From 1953 to 1957, Cronkite hosted the CBS program You Are There, which reenacted historical events, using the format of a news report. His famous last line for these programs was: "What sort of day was it? A day like all days, filled with those events that alter and illuminate our times... and you were there." In 1971, the show was revived and redesigned to attract an audience of teenagers and young adults on Saturday mornings. He also hosted The Twentieth Century, a documentary series about important historical events of the century which was made up almost exclusively of newsreel footage and interviews. Cronkite also hosted a game show called It's News to Me.

 

The CBS Evening News

Cronkite succeeded Douglas Edwards as anchorman of the CBS Evening News on April 16, 1962, a job in which he became an American icon. The program expanded from 15 to 30 minutes on September 2, 1963, making Cronkite the anchor of American network television's first nightly half-hour news program.

 

During the early part of his tenure anchoring the CBS Evening News, Cronkite competed against NBC's anchor team of Chet Huntley and David Brinkley, who anchored the Huntley-Brinkley Report. For most of the 1960s, the Huntley-Brinkley Report had more viewers than Cronkite's broadcast. This began to change in the late 1960s, as RCA made a corporate decision not to fund NBC News at the levels CBS funded CBS News. Consequently, CBS News acquired a reputation for accuracy and depth in its broadcast journalism.
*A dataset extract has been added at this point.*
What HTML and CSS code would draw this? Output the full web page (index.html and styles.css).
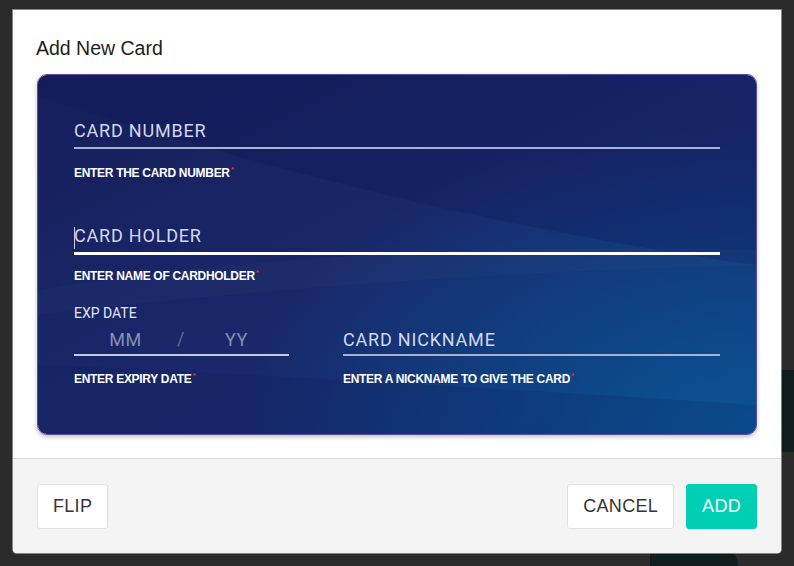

This reputation meshed nicely with Cronkite's wire service experience, and in 1968, the CBS Evening News began to surpass The Huntley-Brinkley Report in viewership during the summer months.

 

In 1969, with Apollo 11, and later with Apollo 13, Cronkite received the best ratings and made CBS the most-watched television network for the missions.

 

In 1970, the CBS Evening News finally dominated the American TV news viewing audience, when Huntley retired. Although NBC finally settled on the skilled and well-respected broadcast journalist John Chancellor, Cronkite proved to be more popular and continued to be top-rated until his retirement in 1981. That year, President Jimmy Carter awarded Cronkite the Presidential Medal of Freedom.

--------------------------------------------------------------

 

He was one of a kind and will be greatly missed.